Friday 22 October 2010

Get ready for a bit of reading


Aaah... Bit more time now, with my companion moths blog www.martinsmoths.blogspot.com just gone into hibernation. So I will try to catch up after the very erratic progress of True North in recent months. Sorry.

I was on the M1 near Rotherham this week and just caught a glimpse of Keppel's Column, one of the four great follies on the Wentworth estate (above, from above and beautifully betrayed to GoogleMaps by its shadow), whose history and beauty - as a great dark hole at night amid all the lights of urban South Yorkshire - is so well described in Catherine Bailey's Black Diamonds, praised in a post some time ago. Follies are always fun to see and explore, but they almost always have a deeper interest; in the case of the Wentworth ones, they introduced me to the strength of support in 18th century England for the American rebels. The Wentworths, including the Marquis of Rockingham who was twice Prime Minister, were staunchly in this camp. Their own, Northern, sense of independence was one of the reasons why. As for Keppel, he was another sympathiser with the Americans, a highly political admiral who was also an MP and would, I am sure, be full of comments about British foreign policy were he alive today.

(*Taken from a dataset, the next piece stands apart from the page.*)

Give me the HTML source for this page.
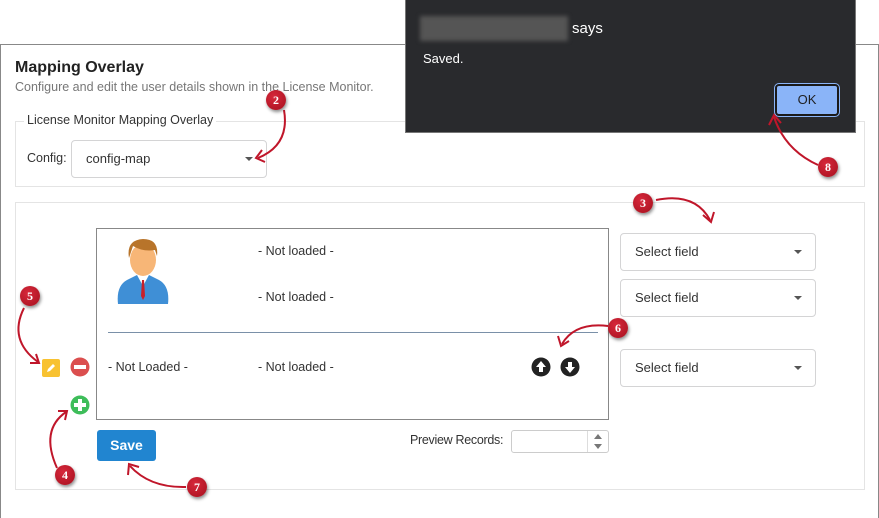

Follies and similar curiosities are everywhere in the North. Just two examples of books which have helped me with them, for now, but I'll add others. The Story of Nun Monkton by Rosemary Enright, a beautifully-produced and characterfully-written book, published by a group of local villagers, has this nice picture of the Payler monument in the Priory's grounds. It serves as an excellent introduction to the dead end community near York, where the Alice Hawthorn pub, named after a racehorse, has - thank goodness - reopened after a period of closure. http://the-alice.co.uk/

The East Riding Treasure Hunt by Howard Peach (Smith Settle 1995) is full of goodies in this, often-overlooked part of the North. My favourite is the Waggoners' Memorial at Sledmere, erected by Sir Mark Sykes to honour 1200 farmworkers from his estate who formed an expert battalion of horse-handlers in the First World War ( a similar operation to that so eloquently dramatised by Michael Morpurgo in The War Horse). I especially like it in part because it gave me the chance to fulfill one of my ambitions - to get the word 'wainwright' into The Guardian as a common noun. Sad, I know, but we all have these whims.